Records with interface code

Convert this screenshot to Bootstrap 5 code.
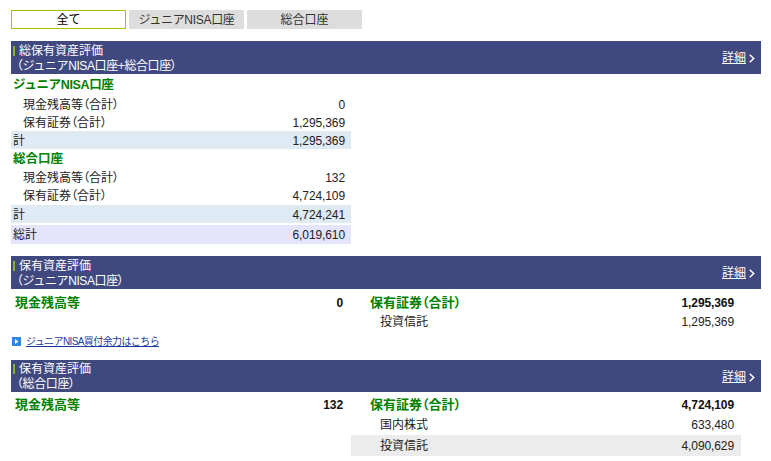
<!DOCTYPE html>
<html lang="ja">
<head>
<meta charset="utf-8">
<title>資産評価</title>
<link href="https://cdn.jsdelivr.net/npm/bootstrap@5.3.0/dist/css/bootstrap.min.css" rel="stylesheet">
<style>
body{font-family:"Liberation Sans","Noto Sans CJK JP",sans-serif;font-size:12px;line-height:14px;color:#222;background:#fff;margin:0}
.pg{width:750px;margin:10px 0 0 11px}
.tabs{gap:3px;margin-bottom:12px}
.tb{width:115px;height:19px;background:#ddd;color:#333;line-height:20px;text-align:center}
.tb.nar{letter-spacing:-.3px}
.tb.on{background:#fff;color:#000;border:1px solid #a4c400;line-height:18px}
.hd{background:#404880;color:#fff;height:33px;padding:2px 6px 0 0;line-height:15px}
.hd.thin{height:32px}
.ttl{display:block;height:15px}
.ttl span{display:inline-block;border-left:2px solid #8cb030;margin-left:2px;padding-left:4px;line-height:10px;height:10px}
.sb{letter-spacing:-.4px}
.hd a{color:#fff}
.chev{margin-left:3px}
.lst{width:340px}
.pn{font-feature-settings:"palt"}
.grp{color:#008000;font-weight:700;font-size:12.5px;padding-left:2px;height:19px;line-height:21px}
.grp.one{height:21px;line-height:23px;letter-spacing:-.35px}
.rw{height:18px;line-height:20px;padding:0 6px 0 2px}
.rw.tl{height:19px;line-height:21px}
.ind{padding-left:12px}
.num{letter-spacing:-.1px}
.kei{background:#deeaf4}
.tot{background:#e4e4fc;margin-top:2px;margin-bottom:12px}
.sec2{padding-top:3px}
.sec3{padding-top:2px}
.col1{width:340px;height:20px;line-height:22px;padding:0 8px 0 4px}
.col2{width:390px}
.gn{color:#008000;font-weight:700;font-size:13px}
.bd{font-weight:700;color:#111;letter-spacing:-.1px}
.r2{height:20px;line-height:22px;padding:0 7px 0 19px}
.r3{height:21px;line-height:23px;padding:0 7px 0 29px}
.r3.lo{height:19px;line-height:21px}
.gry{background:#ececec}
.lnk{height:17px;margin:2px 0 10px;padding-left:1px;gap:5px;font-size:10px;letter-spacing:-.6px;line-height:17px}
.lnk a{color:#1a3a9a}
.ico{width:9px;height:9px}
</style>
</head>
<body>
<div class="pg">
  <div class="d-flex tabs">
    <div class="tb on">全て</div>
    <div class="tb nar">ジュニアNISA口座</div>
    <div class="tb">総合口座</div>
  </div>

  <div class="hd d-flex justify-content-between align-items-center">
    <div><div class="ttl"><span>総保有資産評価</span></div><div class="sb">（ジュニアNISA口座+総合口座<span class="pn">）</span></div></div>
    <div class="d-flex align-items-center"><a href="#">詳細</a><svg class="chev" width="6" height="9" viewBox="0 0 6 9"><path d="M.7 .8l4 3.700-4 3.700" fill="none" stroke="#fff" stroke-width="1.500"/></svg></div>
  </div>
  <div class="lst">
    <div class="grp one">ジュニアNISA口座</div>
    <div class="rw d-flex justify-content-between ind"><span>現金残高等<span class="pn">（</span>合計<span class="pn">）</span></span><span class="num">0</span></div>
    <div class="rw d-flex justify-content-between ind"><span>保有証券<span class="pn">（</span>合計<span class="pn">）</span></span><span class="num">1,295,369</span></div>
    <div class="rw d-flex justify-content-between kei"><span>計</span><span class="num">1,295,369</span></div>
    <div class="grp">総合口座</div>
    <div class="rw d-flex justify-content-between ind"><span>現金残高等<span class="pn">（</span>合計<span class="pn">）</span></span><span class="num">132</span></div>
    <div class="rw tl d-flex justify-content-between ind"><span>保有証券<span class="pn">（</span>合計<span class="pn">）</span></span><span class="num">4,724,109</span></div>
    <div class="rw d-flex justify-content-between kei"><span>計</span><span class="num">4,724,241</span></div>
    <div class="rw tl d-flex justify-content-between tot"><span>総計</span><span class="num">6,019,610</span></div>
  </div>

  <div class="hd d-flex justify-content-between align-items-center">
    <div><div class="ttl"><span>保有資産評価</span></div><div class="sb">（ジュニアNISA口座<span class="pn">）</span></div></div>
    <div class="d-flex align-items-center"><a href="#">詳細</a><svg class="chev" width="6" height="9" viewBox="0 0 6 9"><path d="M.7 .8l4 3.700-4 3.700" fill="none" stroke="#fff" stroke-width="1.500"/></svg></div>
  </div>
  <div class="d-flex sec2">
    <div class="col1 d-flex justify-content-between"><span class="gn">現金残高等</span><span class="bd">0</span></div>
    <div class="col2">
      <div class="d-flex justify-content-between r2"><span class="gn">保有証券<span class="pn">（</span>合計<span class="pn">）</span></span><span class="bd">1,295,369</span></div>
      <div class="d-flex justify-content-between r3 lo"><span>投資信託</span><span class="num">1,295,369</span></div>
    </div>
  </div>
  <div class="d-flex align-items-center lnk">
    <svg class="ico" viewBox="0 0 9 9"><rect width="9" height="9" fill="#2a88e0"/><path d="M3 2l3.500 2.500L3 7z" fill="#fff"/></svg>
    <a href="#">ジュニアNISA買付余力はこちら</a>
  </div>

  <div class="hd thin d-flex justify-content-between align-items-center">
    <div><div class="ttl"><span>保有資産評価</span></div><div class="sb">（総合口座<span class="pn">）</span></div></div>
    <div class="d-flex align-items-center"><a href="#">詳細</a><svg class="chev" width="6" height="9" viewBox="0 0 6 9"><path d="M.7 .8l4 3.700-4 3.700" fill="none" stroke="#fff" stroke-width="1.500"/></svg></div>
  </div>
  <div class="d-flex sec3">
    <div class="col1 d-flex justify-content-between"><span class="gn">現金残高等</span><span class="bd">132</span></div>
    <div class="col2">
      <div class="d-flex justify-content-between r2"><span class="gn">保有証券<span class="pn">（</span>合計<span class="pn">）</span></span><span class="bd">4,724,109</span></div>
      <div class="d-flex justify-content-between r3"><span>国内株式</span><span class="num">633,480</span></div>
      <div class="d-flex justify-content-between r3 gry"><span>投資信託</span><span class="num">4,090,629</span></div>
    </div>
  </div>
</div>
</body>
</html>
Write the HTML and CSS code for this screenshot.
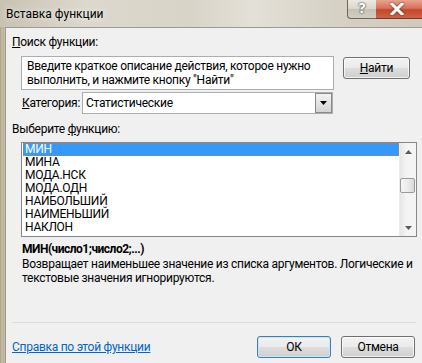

- TASK STATEMENT
Take the entries shown above and quote them verbatim, passing over the pictures.

- RESPONSE TO THIS EXERCISE
Convert this screenshot to Bootstrap 5 code.
<!DOCTYPE html>
<html lang="ja">
<head>
<meta charset="utf-8">
<title>資産評価</title>
<link href="https://cdn.jsdelivr.net/npm/bootstrap@5.3.0/dist/css/bootstrap.min.css" rel="stylesheet">
<style>
body{font-family:"Liberation Sans","Noto Sans CJK JP",sans-serif;font-size:12px;line-height:14px;color:#222;background:#fff;margin:0}
.pg{width:750px;margin:10px 0 0 11px}
.tabs{gap:3px;margin-bottom:12px}
.tb{width:115px;height:19px;background:#ddd;color:#333;line-height:20px;text-align:center}
.tb.nar{letter-spacing:-.3px}
.tb.on{background:#fff;color:#000;border:1px solid #a4c400;line-height:18px}
.hd{background:#404880;color:#fff;height:33px;padding:2px 6px 0 0;line-height:15px}
.hd.thin{height:32px}
.ttl{display:block;height:15px}
.ttl span{display:inline-block;border-left:2px solid #8cb030;margin-left:2px;padding-left:4px;line-height:10px;height:10px}
.sb{letter-spacing:-.4px}
.hd a{color:#fff}
.chev{margin-left:3px}
.lst{width:340px}
.pn{font-feature-settings:"palt"}
.grp{color:#008000;font-weight:700;font-size:12.5px;padding-left:2px;height:19px;line-height:21px}
.grp.one{height:21px;line-height:23px;letter-spacing:-.35px}
.rw{height:18px;line-height:20px;padding:0 6px 0 2px}
.rw.tl{height:19px;line-height:21px}
.ind{padding-left:12px}
.num{letter-spacing:-.1px}
.kei{background:#deeaf4}
.tot{background:#e4e4fc;margin-top:2px;margin-bottom:12px}
.sec2{padding-top:3px}
.sec3{padding-top:2px}
.col1{width:340px;height:20px;line-height:22px;padding:0 8px 0 4px}
.col2{width:390px}
.gn{color:#008000;font-weight:700;font-size:13px}
.bd{font-weight:700;color:#111;letter-spacing:-.1px}
.r2{height:20px;line-height:22px;padding:0 7px 0 19px}
.r3{height:21px;line-height:23px;padding:0 7px 0 29px}
.r3.lo{height:19px;line-height:21px}
.gry{background:#ececec}
.lnk{height:17px;margin:2px 0 10px;padding-left:1px;gap:5px;font-size:10px;letter-spacing:-.6px;line-height:17px}
.lnk a{color:#1a3a9a}
.ico{width:9px;height:9px}
</style>
</head>
<body>
<div class="pg">
  <div class="d-flex tabs">
    <div class="tb on">全て</div>
    <div class="tb nar">ジュニアNISA口座</div>
    <div class="tb">総合口座</div>
  </div>

  <div class="hd d-flex justify-content-between align-items-center">
    <div><div class="ttl"><span>総保有資産評価</span></div><div class="sb">（ジュニアNISA口座+総合口座<span class="pn">）</span></div></div>
    <div class="d-flex align-items-center"><a href="#">詳細</a><svg class="chev" width="6" height="9" viewBox="0 0 6 9"><path d="M.7 .8l4 3.700-4 3.700" fill="none" stroke="#fff" stroke-width="1.500"/></svg></div>
  </div>
  <div class="lst">
    <div class="grp one">ジュニアNISA口座</div>
    <div class="rw d-flex justify-content-between ind"><span>現金残高等<span class="pn">（</span>合計<span class="pn">）</span></span><span class="num">0</span></div>
    <div class="rw d-flex justify-content-between ind"><span>保有証券<span class="pn">（</span>合計<span class="pn">）</span></span><span class="num">1,295,369</span></div>
    <div class="rw d-flex justify-content-between kei"><span>計</span><span class="num">1,295,369</span></div>
    <div class="grp">総合口座</div>
    <div class="rw d-flex justify-content-between ind"><span>現金残高等<span class="pn">（</span>合計<span class="pn">）</span></span><span class="num">132</span></div>
    <div class="rw tl d-flex justify-content-between ind"><span>保有証券<span class="pn">（</span>合計<span class="pn">）</span></span><span class="num">4,724,109</span></div>
    <div class="rw d-flex justify-content-between kei"><span>計</span><span class="num">4,724,241</span></div>
    <div class="rw tl d-flex justify-content-between tot"><span>総計</span><span class="num">6,019,610</span></div>
  </div>

  <div class="hd d-flex justify-content-between align-items-center">
    <div><div class="ttl"><span>保有資産評価</span></div><div class="sb">（ジュニアNISA口座<span class="pn">）</span></div></div>
    <div class="d-flex align-items-center"><a href="#">詳細</a><svg class="chev" width="6" height="9" viewBox="0 0 6 9"><path d="M.7 .8l4 3.700-4 3.700" fill="none" stroke="#fff" stroke-width="1.500"/></svg></div>
  </div>
  <div class="d-flex sec2">
    <div class="col1 d-flex justify-content-between"><span class="gn">現金残高等</span><span class="bd">0</span></div>
    <div class="col2">
      <div class="d-flex justify-content-between r2"><span class="gn">保有証券<span class="pn">（</span>合計<span class="pn">）</span></span><span class="bd">1,295,369</span></div>
      <div class="d-flex justify-content-between r3 lo"><span>投資信託</span><span class="num">1,295,369</span></div>
    </div>
  </div>
  <div class="d-flex align-items-center lnk">
    <svg class="ico" viewBox="0 0 9 9"><rect width="9" height="9" fill="#2a88e0"/><path d="M3 2l3.500 2.500L3 7z" fill="#fff"/></svg>
    <a href="#">ジュニアNISA買付余力はこちら</a>
  </div>

  <div class="hd thin d-flex justify-content-between align-items-center">
    <div><div class="ttl"><span>保有資産評価</span></div><div class="sb">（総合口座<span class="pn">）</span></div></div>
    <div class="d-flex align-items-center"><a href="#">詳細</a><svg class="chev" width="6" height="9" viewBox="0 0 6 9"><path d="M.7 .8l4 3.700-4 3.700" fill="none" stroke="#fff" stroke-width="1.500"/></svg></div>
  </div>
  <div class="d-flex sec3">
    <div class="col1 d-flex justify-content-between"><span class="gn">現金残高等</span><span class="bd">132</span></div>
    <div class="col2">
      <div class="d-flex justify-content-between r2"><span class="gn">保有証券<span class="pn">（</span>合計<span class="pn">）</span></span><span class="bd">4,724,109</span></div>
      <div class="d-flex justify-content-between r3"><span>国内株式</span><span class="num">633,480</span></div>
      <div class="d-flex justify-content-between r3 gry"><span>投資信託</span><span class="num">4,090,629</span></div>
    </div>
  </div>
</div>
</body>
</html>
Write the HTML and CSS code for this screenshot.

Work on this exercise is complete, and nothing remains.